I have a VDSL line with 50Mbit/s bandwidth and speedtest shows that I get about 5-6 m/s without the VPN:

wget --output-document=/dev/null http://speedtest.wdc01.softlayer.com/downloads/test500.zip

With the VPN I get only about 500-600kb/s, so roughly 1/10th of the speed. So I'm trying to figure out who the culprit is. Here's my setup and my test results for various potential bottlenecks:

  1. CPU Speed With normal 700MHz speed settings the CPU is around 50-60% when streaming video, with overclocking it's even less. The CPU is NOT the culprit.

  2. SD Card Speed I tested various cards, the fastest is a SanDisk 16GB Extreme with 45MB/s, giving me actual speed test results of 18-20MB/s. The SD Card is NOT the culprit.

  3. OpenVPN Encryption Speed I'm using 256-bit AES CBC encryption, which I can't change due to requirements of my VPN service provider.

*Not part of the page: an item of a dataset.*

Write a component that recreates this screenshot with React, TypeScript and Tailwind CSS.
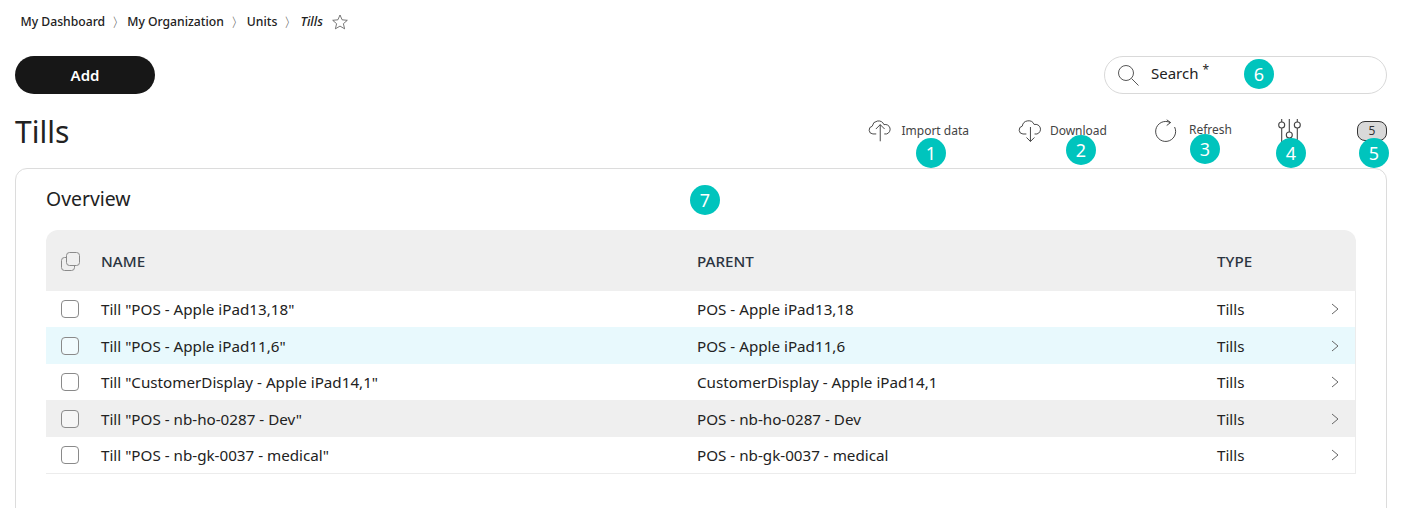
import React from "react";

const rows = [
  { name: 'Till "POS - Apple iPad13,18"', parent: "POS - Apple iPad13,18", bg: "bg-white", h: "h-[36px]" },
  { name: 'Till "POS - Apple iPad11,6"', parent: "POS - Apple iPad11,6", bg: "bg-[#e8f9fd]", h: "h-[37px] pt-[1px]" },
  { name: 'Till "CustomerDisplay - Apple iPad14,1"', parent: "CustomerDisplay - Apple iPad14,1", bg: "bg-white", h: "h-[36px]" },
  { name: 'Till "POS - nb-ho-0287 - Dev"', parent: "POS - nb-ho-0287 - Dev", bg: "bg-[#efefef]", h: "h-[37px] pt-[1px]" },
  { name: 'Till "POS - nb-gk-0037 - medical"', parent: "POS - nb-gk-0037 - medical", bg: "bg-white", h: "h-[36px]" },
];

function Dot({ n, className }: { n: number; className: string }) {
  return (
    <span className={`absolute flex h-[30px] w-[30px] items-center justify-center rounded-full bg-[#00c4bd] text-[18px] leading-none text-white ${className}`}>
      {n}
    </span>
  );
}

const Cloud = ({ down }: { down?: boolean }) => (
  <svg width="25" height="25" viewBox="0 0 25 25" fill="none" stroke="#333" strokeWidth="0.9">
    <path d="M8 15H5a4 4 0 0 1-.7-7.9A6.3 6.3 0 0 1 16.3 5.5a4.8 4.8 0 0 1 2.7 9.5H17" strokeLinecap="round" />
    {down ? <path d="M12.5 8v14.5M8.5 18.5l4 4 4-4" /> : <path d="M12.5 22.5V5.5M8 10l4.5-4.5 4.5 4.5" />}
  </svg>
);

const Sep = ({ className }: { className: string }) => (
  <span className={`pl-[7px] text-[13px] font-normal leading-none text-[#333] ${className}`}>〉</span>
);

export default function App() {
  return (
    <div className="relative h-[508px] w-[1402px] overflow-hidden bg-white font-['Noto_Sans',sans-serif] text-[#1e1e1e]">
      <nav className="flex h-[44px] items-center pl-[20.5px] text-[12.2px] font-medium text-[#222]">
        <span>My Dashboard</span>
        <Sep className="w-[22px]" />
        <span>My Organization</span>
        <Sep className="w-[23px]" />
        <span>Units</span>
        <Sep className="w-[23px]" />
        <span className="text-[12.8px] italic">Tills</span>
        <svg className="ml-[9px]" width="16" height="16" viewBox="0 0 16 16" fill="none" stroke="#555" strokeWidth="0.8">
          <path d="M8 1l2.1 4.8 5.2.5-3.9 3.4 1.2 5.1L8 12.1l-4.6 2.7 1.2-5.1L.7 6.3l5.2-.5z" />
        </svg>
      </nav>

      <div className="mt-[12px] flex items-center justify-between pl-[15px] pr-[15px]">
        <button className="h-[38px] w-[140px] rounded-full bg-[#171717] text-[15px] font-semibold text-white">Add</button>
        <div className="relative flex h-[38px] w-[283px] items-center rounded-full border border-[#d9d9d9] pl-[12px]">
          <svg className="-translate-x-[1px]" width="24" height="24" viewBox="0 0 24 24" fill="none" stroke="#444" strokeWidth="0.9">
            <circle cx="10" cy="10" r="7.5" />
            <path d="M15.5 15.5l7 7" />
          </svg>
          <span className="ml-[10px] -translate-y-[2px] text-[15px] font-normal text-[#222]">Search</span>
          <span className="ml-[4px] -translate-y-[5px] text-[12px]">*</span>
          <Dot n={6} className="left-[139px] top-[2px]" />
        </div>
      </div>

      <div className="flex h-[74px] items-center pl-[15px]">
        <h1 className="w-[853px] translate-y-[1px] text-[30px] font-normal leading-none text-[#222]">Tills</h1>
        <div className="relative flex w-[101px] items-center">
          <Cloud />
          <span className="ml-[9px] whitespace-nowrap text-[12px] text-[#444]">Import data</span>
          <Dot n={1} className="left-[48px] top-[19px]" />
        </div>
        <div className="relative ml-[49px] flex w-[89px] items-center">
          <Cloud down />
          <span className="ml-[7px] text-[12px] text-[#444]">Download</span>
          <Dot n={2} className="left-[48px] top-[16px]" />
        </div>
        <div className="relative ml-[48px] flex w-[77px] items-center">
          <svg width="24" height="25" viewBox="0 0 24 25" fill="none" stroke="#333" strokeWidth="0.9">
            <path d="M15.3 3.6A10 10 0 1 0 19.6 8" />
            <path d="M11.7 0.8l3.9 2.7-3.9 3" />
          </svg>
          <span className="ml-[10px] -translate-y-[1px] text-[12px] text-[#444]">Refresh</span>
          <Dot n={3} className="left-[35px] top-[15px]" />
        </div>
        <div className="relative ml-[46px]">
          <svg className="block" width="24" height="24" viewBox="0 0 24 24" fill="none" stroke="#444" strokeWidth="1.1">
            <path d="M3.7 0v3M3.7 9v14M11.3 0v13M11.3 19v4M19.3 0v3M19.3 9v14" />
            <circle cx="3.7" cy="6" r="3" />
            <circle cx="11.3" cy="16" r="3" />
            <circle cx="19.3" cy="6" r="3" />
          </svg>
          <Dot n={4} className="left-[-2px] top-[19px]" />
        </div>
        <div className="relative ml-[55px]">
          <span className="flex h-[20px] w-[30px] items-center justify-center rounded-[8px] border border-[#333] bg-[#d9d9d9] text-[12px] text-[#333]">5</span>
          <Dot n={5} className="left-[2px] top-[17px]" />
        </div>
      </div>

      <section className="relative ml-[15px] h-[360px] w-[1372px] rounded-[12px] border border-[#dcdcdc] pl-[30px] pt-[16px]">
        <h2 className="text-[19.4px] font-normal leading-[28px] text-[#222]">Overview</h2>
        <Dot n={7} className="left-[674px] top-[16px]" />
        <div className="mt-[17px] w-[1310px] overflow-hidden rounded-t-[12px] border-b border-[#ececec] text-[15.2px]">
          <div className="grid h-[61px] grid-cols-[55px_596px_520px_139px] items-center bg-[#efefef] pt-[1px] font-medium text-[#2b3440]">
            <span className="pl-[15px]">
              <svg className="block" width="19" height="19" viewBox="0 0 19 19" fill="none" stroke="#8a8a8a" strokeWidth="1">
                <rect x="5.5" y="0.5" width="13" height="13" rx="3" />
                <path d="M5 5.5H3.5a3 3 0 0 0-3 3v7a3 3 0 0 0 3 3h7a3 3 0 0 0 3-3V14" />
              </svg>
            </span>
            <span>NAME</span>
            <span>PARENT</span>
            <span>TYPE</span>
          </div>
          {rows.map((r) => (
            <div key={r.name} className={`grid grid-cols-[55px_596px_520px_139px] items-center border-r border-[#ececec] text-[#222] ${r.bg} ${r.h}`}>
              <span className="pl-[15px]">
                <span className="block h-[18px] w-[18px] rounded-[4px] border border-[#8a8a8a] bg-white/40" />
              </span>
              <span>{r.name}</span>
              <span>{r.parent}</span>
              <span className="flex items-center justify-between pr-[17px]">
                Tills
                <svg width="8" height="12" viewBox="0 0 8 12" fill="none" stroke="#666" strokeWidth="1">
                  <path d="M1 1l6 5-6 5" />
                </svg>
              </span>
            </div>
          ))}
        </div>
      </section>
    </div>
  );
}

Testing OpenVPN encryption speed gives me about 18MB/s for 256 AES. OpenVPN encryption is NOT the culprit.

Conclusion: I should get at least 15-18 Mbit/s with my setup, since all tests show that this is possible BUT I get far less and I would really love to get some insight about what else I could test for and how I could improve the setup to get a speed improvement.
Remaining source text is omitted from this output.